**THE EXERCISE:** Copy every line with the string "that" in it.
══ RAW RECORDS
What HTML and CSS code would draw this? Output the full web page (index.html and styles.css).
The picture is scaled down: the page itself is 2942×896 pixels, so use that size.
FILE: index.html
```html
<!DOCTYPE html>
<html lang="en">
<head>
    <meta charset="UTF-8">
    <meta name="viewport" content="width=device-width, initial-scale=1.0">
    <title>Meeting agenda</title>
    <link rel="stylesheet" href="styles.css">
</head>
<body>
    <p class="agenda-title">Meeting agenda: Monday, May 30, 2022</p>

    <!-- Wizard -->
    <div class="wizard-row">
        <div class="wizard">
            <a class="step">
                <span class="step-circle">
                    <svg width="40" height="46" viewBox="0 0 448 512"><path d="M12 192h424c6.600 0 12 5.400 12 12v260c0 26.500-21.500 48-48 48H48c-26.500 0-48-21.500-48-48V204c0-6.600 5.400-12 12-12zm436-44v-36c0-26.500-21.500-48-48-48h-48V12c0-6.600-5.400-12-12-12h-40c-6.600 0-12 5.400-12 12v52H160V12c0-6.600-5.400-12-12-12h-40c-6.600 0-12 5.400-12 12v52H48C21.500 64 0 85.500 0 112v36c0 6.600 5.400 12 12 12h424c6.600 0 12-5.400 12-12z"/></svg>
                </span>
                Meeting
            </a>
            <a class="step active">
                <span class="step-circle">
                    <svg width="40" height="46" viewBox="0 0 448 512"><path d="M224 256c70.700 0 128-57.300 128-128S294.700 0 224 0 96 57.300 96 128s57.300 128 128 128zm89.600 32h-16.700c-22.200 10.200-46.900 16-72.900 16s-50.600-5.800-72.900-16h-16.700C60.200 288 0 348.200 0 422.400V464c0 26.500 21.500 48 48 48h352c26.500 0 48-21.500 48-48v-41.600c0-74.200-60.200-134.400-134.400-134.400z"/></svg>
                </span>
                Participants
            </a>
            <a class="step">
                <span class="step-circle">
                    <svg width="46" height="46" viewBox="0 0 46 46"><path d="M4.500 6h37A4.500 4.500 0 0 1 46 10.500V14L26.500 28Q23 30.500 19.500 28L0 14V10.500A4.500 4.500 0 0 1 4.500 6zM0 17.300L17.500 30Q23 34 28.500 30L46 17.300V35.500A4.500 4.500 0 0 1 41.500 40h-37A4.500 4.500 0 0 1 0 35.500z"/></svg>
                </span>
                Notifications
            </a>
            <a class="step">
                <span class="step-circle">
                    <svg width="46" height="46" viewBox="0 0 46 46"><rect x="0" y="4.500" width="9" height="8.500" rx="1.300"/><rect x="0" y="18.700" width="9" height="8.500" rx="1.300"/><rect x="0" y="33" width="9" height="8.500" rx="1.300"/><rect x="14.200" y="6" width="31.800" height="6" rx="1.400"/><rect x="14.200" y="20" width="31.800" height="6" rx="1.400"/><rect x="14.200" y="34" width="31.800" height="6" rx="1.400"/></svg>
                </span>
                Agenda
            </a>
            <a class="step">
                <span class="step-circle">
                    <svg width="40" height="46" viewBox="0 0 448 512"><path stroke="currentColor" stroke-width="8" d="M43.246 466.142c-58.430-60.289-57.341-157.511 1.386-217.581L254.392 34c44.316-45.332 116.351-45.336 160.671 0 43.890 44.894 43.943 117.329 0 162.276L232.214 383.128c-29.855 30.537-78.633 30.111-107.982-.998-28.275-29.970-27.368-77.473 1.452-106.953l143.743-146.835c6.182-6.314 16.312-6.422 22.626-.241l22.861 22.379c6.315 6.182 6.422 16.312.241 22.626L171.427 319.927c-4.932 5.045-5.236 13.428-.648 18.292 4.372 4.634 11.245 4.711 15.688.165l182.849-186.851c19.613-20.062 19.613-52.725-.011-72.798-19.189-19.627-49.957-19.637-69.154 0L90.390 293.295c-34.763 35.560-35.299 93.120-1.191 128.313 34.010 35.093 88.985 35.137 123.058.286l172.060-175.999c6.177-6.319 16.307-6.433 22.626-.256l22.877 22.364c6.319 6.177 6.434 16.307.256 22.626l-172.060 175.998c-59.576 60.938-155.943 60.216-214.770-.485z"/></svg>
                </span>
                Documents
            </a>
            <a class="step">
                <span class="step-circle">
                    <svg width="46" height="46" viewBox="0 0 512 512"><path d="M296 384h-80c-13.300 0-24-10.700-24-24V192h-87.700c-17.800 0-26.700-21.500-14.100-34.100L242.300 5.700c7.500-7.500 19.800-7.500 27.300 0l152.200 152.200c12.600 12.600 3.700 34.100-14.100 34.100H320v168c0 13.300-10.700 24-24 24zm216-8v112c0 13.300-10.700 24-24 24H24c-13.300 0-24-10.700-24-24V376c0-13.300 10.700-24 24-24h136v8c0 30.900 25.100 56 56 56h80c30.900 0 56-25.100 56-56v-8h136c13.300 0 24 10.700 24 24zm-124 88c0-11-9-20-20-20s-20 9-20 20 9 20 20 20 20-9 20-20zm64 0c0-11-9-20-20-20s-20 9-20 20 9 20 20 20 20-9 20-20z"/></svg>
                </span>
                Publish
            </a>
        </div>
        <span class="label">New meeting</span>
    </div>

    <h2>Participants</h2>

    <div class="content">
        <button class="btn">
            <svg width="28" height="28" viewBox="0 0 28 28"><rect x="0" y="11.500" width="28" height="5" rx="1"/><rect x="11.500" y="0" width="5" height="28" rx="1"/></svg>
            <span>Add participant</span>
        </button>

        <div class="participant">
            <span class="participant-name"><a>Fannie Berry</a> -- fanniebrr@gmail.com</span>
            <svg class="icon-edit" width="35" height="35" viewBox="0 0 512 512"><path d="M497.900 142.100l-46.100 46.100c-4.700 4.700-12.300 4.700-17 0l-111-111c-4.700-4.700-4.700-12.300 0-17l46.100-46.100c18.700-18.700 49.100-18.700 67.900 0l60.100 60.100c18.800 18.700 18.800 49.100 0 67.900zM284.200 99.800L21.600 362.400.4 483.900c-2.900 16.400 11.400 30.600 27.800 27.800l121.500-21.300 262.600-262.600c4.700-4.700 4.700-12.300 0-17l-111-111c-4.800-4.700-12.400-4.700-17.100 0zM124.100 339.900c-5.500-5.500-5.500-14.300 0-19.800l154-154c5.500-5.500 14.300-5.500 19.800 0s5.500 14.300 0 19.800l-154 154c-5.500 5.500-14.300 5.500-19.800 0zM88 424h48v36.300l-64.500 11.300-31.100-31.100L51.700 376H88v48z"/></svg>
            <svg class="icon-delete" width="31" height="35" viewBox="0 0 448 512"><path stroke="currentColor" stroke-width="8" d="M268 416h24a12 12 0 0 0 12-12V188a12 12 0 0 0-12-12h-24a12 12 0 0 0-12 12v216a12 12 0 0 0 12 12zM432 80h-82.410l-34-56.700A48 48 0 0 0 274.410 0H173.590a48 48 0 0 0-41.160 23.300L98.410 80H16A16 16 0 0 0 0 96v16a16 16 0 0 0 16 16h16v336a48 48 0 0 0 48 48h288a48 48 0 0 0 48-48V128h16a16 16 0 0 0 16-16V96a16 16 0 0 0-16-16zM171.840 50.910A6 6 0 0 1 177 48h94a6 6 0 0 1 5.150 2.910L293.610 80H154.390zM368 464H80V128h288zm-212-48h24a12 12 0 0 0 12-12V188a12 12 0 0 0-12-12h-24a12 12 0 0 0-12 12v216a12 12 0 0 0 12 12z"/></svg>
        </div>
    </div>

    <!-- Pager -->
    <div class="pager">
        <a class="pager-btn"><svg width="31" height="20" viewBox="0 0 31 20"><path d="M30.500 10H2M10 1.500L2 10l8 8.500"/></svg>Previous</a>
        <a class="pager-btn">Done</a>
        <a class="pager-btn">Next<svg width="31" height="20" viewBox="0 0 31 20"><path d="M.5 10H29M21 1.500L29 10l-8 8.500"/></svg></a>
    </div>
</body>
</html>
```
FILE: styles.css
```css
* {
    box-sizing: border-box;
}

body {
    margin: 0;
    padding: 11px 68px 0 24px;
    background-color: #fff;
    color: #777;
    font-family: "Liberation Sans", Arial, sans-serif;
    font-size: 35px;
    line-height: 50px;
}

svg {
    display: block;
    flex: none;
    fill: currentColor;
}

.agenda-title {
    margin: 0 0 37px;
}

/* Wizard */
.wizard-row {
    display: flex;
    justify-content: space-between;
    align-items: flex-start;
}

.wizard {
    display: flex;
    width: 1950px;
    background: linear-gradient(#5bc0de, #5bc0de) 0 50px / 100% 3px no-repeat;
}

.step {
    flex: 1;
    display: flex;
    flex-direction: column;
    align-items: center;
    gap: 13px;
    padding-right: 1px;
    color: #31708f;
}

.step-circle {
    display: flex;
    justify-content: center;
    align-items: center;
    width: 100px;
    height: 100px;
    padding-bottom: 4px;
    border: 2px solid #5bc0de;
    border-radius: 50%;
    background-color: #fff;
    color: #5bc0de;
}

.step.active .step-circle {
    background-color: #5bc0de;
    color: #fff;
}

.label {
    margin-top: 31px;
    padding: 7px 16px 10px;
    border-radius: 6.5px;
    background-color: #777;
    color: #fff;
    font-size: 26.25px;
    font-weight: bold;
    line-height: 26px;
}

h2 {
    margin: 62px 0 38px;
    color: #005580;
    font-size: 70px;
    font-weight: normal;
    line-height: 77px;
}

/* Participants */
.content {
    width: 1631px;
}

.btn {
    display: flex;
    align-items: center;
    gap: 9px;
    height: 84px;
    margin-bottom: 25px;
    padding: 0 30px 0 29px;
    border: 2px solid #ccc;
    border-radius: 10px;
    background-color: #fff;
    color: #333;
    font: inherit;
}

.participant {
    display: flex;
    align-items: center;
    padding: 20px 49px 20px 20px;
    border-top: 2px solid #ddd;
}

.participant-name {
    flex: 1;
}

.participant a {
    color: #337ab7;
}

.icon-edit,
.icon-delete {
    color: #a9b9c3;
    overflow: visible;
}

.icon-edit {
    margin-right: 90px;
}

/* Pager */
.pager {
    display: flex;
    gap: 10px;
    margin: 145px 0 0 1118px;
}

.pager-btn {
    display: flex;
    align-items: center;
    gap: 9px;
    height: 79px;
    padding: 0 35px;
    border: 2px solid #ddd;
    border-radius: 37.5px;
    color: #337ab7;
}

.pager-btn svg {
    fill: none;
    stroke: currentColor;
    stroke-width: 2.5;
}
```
════
══ RAW RECORDS
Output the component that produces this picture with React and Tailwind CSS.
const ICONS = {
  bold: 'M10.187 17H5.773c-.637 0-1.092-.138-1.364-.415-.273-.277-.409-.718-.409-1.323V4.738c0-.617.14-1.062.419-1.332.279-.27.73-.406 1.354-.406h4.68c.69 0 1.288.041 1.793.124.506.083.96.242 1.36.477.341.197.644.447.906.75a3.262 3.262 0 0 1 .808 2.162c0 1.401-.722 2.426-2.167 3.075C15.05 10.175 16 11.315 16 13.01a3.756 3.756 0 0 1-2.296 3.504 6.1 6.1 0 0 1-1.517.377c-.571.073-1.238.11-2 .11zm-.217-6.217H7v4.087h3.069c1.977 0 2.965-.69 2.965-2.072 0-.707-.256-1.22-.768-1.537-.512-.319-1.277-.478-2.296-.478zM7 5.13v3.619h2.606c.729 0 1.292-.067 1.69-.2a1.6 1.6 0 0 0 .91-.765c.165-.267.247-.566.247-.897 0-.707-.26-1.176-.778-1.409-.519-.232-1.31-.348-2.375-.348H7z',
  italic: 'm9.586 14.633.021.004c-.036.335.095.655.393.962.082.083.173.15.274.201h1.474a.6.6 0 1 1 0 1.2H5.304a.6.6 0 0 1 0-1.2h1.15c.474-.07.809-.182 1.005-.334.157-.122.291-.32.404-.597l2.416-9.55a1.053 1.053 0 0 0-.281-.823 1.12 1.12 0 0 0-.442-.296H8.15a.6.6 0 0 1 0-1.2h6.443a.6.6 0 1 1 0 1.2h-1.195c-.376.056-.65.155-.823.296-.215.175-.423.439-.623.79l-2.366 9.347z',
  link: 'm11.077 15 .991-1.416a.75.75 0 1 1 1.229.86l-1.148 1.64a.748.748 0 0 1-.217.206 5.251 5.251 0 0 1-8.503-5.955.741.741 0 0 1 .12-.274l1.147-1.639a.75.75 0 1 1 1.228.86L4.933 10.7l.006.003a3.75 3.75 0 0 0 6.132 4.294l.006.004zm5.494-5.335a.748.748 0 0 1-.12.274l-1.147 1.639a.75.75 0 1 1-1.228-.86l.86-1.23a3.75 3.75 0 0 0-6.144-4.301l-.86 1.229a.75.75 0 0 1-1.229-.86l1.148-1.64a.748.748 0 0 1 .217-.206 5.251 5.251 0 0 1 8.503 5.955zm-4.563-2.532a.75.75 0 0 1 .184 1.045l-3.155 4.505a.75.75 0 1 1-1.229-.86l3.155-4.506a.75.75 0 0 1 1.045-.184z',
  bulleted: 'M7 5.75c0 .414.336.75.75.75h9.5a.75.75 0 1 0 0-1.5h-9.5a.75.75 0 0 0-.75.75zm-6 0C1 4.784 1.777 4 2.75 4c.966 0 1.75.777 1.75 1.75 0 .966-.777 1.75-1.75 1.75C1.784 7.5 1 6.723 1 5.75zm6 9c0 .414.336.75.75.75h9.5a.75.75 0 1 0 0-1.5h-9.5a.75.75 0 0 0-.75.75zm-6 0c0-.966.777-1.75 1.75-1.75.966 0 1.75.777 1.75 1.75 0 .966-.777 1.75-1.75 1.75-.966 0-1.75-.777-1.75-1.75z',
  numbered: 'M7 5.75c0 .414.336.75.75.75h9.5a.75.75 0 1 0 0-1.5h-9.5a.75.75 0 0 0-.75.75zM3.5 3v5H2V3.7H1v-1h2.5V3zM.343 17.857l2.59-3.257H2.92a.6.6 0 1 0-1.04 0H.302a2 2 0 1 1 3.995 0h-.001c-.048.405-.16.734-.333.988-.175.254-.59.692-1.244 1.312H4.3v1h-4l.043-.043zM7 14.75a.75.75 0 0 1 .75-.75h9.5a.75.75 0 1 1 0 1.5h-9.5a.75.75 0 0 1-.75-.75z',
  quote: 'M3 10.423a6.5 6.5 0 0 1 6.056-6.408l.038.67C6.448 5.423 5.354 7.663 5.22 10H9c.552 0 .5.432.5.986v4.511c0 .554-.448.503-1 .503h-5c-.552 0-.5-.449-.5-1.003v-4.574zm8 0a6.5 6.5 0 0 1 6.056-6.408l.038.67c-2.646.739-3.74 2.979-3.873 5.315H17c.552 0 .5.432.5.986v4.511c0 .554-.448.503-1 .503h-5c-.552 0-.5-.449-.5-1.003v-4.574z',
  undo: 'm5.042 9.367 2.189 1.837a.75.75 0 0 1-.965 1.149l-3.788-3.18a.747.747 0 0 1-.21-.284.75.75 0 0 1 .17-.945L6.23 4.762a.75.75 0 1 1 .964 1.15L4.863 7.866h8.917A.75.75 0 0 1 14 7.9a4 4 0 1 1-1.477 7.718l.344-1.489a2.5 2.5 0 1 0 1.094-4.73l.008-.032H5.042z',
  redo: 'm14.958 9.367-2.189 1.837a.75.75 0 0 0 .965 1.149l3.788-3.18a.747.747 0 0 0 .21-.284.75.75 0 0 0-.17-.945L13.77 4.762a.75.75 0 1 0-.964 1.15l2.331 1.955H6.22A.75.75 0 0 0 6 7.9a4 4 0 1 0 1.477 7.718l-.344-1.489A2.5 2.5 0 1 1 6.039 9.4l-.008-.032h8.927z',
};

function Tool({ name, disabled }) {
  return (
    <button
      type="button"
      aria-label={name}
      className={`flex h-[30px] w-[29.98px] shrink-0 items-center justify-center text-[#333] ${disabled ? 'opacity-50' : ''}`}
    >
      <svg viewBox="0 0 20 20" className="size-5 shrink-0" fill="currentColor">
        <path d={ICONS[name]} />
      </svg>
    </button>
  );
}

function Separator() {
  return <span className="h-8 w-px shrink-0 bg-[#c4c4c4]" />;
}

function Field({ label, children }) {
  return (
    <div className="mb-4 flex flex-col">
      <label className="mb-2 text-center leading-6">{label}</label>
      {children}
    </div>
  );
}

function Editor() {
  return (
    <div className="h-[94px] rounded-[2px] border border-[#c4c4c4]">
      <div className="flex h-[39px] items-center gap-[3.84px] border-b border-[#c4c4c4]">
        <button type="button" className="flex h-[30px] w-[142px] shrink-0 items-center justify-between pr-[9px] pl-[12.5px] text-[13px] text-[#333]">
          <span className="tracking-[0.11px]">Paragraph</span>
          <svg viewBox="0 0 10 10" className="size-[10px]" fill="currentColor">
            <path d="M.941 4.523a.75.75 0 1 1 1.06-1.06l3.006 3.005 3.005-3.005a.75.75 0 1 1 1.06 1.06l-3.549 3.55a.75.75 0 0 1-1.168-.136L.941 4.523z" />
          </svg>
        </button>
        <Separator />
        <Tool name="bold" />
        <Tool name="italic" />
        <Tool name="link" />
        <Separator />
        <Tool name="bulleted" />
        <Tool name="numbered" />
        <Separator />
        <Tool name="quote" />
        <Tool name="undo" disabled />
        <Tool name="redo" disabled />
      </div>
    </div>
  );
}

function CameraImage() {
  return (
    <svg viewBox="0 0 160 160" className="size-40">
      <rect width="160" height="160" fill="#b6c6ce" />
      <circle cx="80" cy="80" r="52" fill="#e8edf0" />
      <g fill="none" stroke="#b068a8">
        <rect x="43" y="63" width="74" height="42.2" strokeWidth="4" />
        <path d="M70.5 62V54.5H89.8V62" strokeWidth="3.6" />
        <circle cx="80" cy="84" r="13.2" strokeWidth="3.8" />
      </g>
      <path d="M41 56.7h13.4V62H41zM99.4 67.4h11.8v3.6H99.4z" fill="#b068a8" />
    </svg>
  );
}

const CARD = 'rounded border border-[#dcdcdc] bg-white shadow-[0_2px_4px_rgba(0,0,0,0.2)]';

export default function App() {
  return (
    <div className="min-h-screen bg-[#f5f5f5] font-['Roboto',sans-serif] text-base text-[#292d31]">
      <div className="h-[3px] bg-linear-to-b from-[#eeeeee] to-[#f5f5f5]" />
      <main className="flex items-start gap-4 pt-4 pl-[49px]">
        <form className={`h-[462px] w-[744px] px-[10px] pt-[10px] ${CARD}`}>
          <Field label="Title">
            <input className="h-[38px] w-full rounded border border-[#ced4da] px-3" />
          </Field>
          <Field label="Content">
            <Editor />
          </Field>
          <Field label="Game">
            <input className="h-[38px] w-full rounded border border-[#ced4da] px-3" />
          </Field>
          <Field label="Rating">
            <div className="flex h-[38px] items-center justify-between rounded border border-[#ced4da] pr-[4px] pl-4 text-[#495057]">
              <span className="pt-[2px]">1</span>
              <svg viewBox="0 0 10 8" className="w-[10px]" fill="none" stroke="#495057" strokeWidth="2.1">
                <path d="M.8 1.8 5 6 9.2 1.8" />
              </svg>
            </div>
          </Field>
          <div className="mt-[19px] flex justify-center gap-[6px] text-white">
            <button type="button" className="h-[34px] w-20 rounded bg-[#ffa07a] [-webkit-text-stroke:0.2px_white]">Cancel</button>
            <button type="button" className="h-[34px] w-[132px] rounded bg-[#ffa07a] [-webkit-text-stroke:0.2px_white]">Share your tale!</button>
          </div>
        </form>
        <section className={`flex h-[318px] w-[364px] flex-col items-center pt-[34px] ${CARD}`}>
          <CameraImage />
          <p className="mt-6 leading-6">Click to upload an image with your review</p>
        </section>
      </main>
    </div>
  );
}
════
**RESPONSE:**
The picture is scaled down: the page itself is 2942×896 pixels, so use that size.
Output the component that produces this picture with React and Tailwind CSS.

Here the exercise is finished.